On my 41st birthday, I announced here that I, for the very first time ever, was buying a house.
And then I subsequently, quietly disappeared from recording my infinite wisdoms.
And if you're a person given to powers of deduction, you might have drawn the conclusion that I wasn't writing because I was busy house hunting and frantically pinning decorating and DIY home improvement-type stuff to Pinterest.
But you would be wrong.
In fact, until this week, I hadn't stepped foot into one available property for a look see.
Mostly this is because our lease isn't up until June 30 and I was terrified I would find and fall in love with a house too soon and either have to let it slip through my fingers or get stuck with months of rent+mortgage payments. But now we've entered that sweet spot - that period of time during which I have time to browse the inventory, make an offer, counter-offer, and close without fear of double payments.
Except...inventory is pretty low in my price range. Inventory is pretty low in every price range. People are still underwater on their mortgages and unwilling to list for less than they owe unless they have to. And what little inventory is out there is getting snapped up almost as fast as it gets listed by investors who are back to quick flipping for profit. Fuckers.

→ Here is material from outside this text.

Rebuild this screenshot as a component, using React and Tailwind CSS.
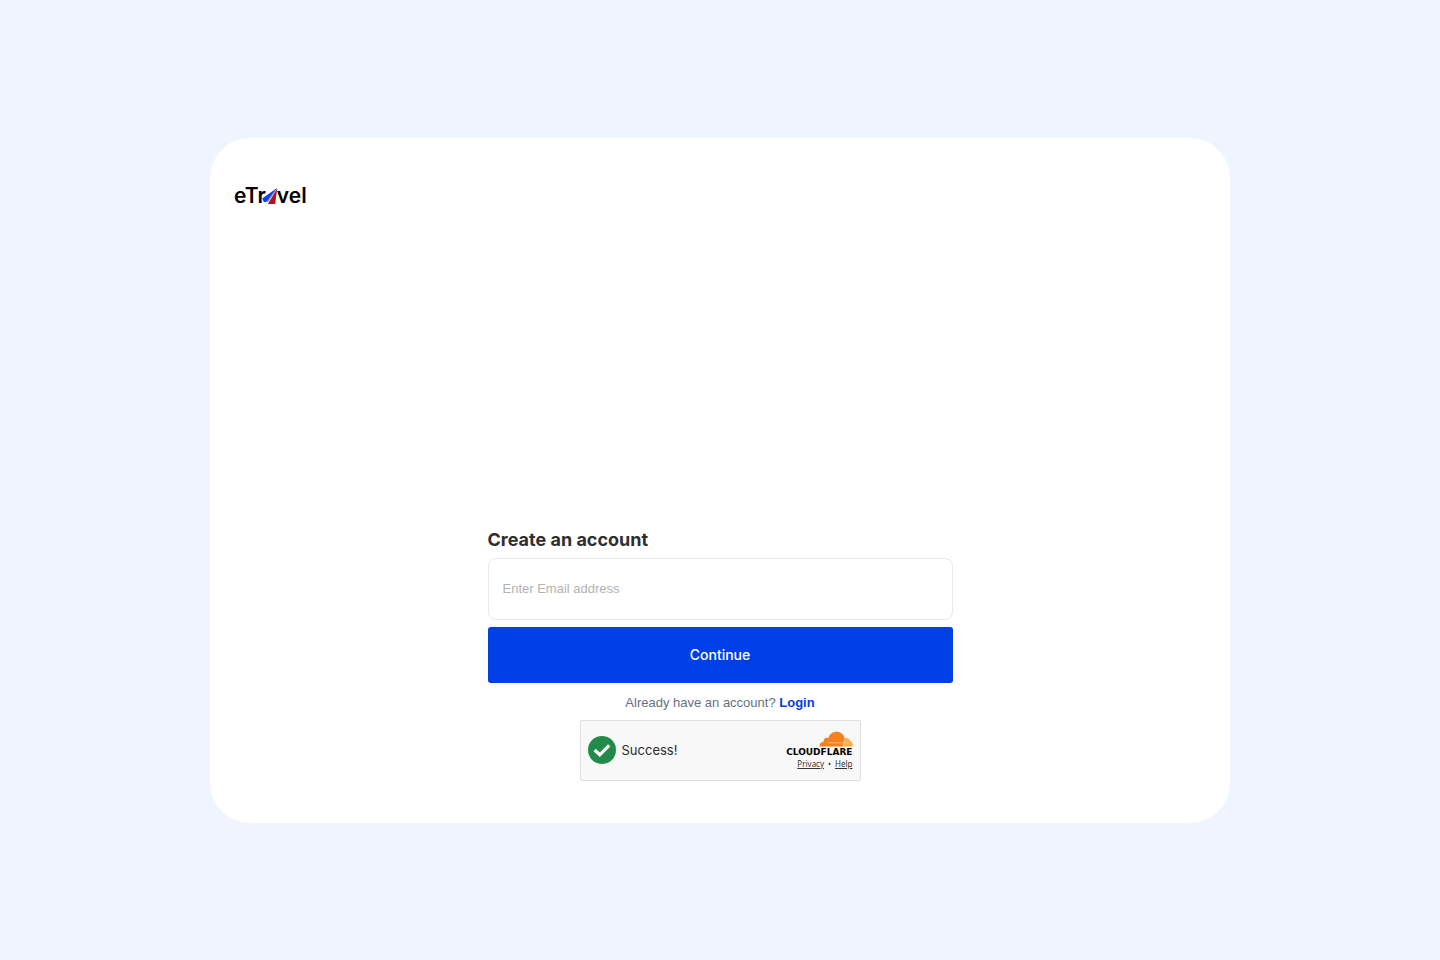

So, on Thursday morning when I received the auto-email for new property listings meeting my criteria that my Realtor, Courtney (yes, she's blond and also full of win), set up for me and saw a house meeting all my must and love to haves except one - it was just a tad outside the physical locations I wanted but still manageable - and the price was an unbelievably reasonable price, I pounced. The pictures showed a lovely, two-story, 1970s-era vision of my kind of perfect.
Nice, right? Photo shamelessly taken from the property listing |
Formal living room of "the perfect house" - photo shamelessly taken from the property listing |
The family room of "the perfect house" |
I immediately e-mailed Courtney and told her "I must see this house. TODAY." Fearing an investor would snatch it out from under me before I even had a chance to shower and shampoo.
And then I immediately e-mailed everyone I know. Well...OK...I e-mailed Acr0nym and Lex. Still...I was excited. THIS WAS MY HOUSE! I knew it! Even the address told me so (long story)!
IT WAS PERFECT!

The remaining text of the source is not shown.